Examples of this were a beagle with a spine so twisted it couldn’t keep all 4 feet on the ground at the same time (this pup was supposedly declared 100% healthy by 3 vets according to Hunte), a Newfoundland puppy with a fractured growth plate in it’s femur that had been allowed to heal without medical attention and would be lame for life, a pug who had seizures, a yorkie with some sort of kidney problem that made it pee flourscent yellow syrup, and a border collie so fucked up by confinement in her first 4 months of life that when someone bought her she flipped out and turned aggressive when she was taken out into an open space.
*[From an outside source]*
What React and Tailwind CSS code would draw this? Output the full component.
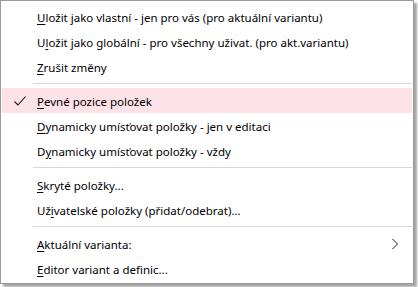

That brings me to the next thing: Petland’s warranty. The warranty sounds great but there’s a catch. If you want your money back, you have to give the dog back. That’s right. After you’ve had a few days, weeks, or months to get attached to your puppy and you find out he has some horrible congenital defect that will be too expensive to fix and painful for the dog you aren’t going to see one cent from Petland until you fork over the dog so that they can ship him back to Hunte where God only knows what will happen to him. If your puppy dies from a covered disease you’d better not dispose of the body either. Petland can (and probably will) deny your claim for a refund if they can’t make you haul your puppy’s remains to the vet THEY choose for a necropsy.
In the case of the Newfoundland, the manager told the buyers that Hunte had a wonderful place for him where they rehabilitated large breed dogs – the reality is that the dog either was sold to the highest bidder or if he was lucky he got the blue juice. It was really sad when they brought him back, the kids cried. They had named him Dozer. The border collie was also sent back to Hunte with instructions from the vet to have them euthanize her because she was unpredictable and aggressive, my bet is that she was sent back to a mill to be bred. She was really sweet in the store and we taught her all kinds of tricks, poor Emma.
The next issue is in regards to communicable diseases. I only worked at Petland for 4 months. In that time I saw more puppies with parvo than I can remember. Only one lived – a soft coated wheaten terrier. The rest – a great dane, a chihuahua, a second soft coated wheaten, and a golden retriever were the ones I remember. There was a ringworm outbreak (but it mostly affected the cats) and it seemed like about 1 in 4 customers came back demanding reimbursement for kennel cough treatment. Pretty much every puppy showed signs of kennel cough and at least half had worms. Rinsing out 40 cage trays full of wormy shit is the worst job you can imagine.
I’ve volunteered at a shelter for a year and a half and in that time I’ve seen less than HALF the disease I saw at Petland – and Petland employees will tell you not to adopt at the shelter because all those dogs are sick and ill behaved and imply that they’re homeless because they’re defective. Petland’s corporate morons come to the store and present statements like this as if it’s FACT. They actually used to have a page on their website that could be summed up as saying they couldn’t possibly be responsible for pet overpopulation because pets that end up in shelters are bad pets and they’re all mutts anyways – it’s gone or buried now, I wish I had a screen shot.
I also had access to the fax machine when I worked there and I got to see all the paperwork faxed in from Hunte, including the prices that Petland pays for the dogs. Would you believe that the $750 Rat Terrier only cost the store $90? The markups are insane and I couldn’t even begin to figure out how it was calculated.
There’s more, I haven’t even gotten to the pet store employees. That’s a whole long story in and of itself. Unless someone wants to hear about it I’ll just sum it up by saying that most of them are lying, back-stabbing idiots who will tell you anything so that they can make a commission.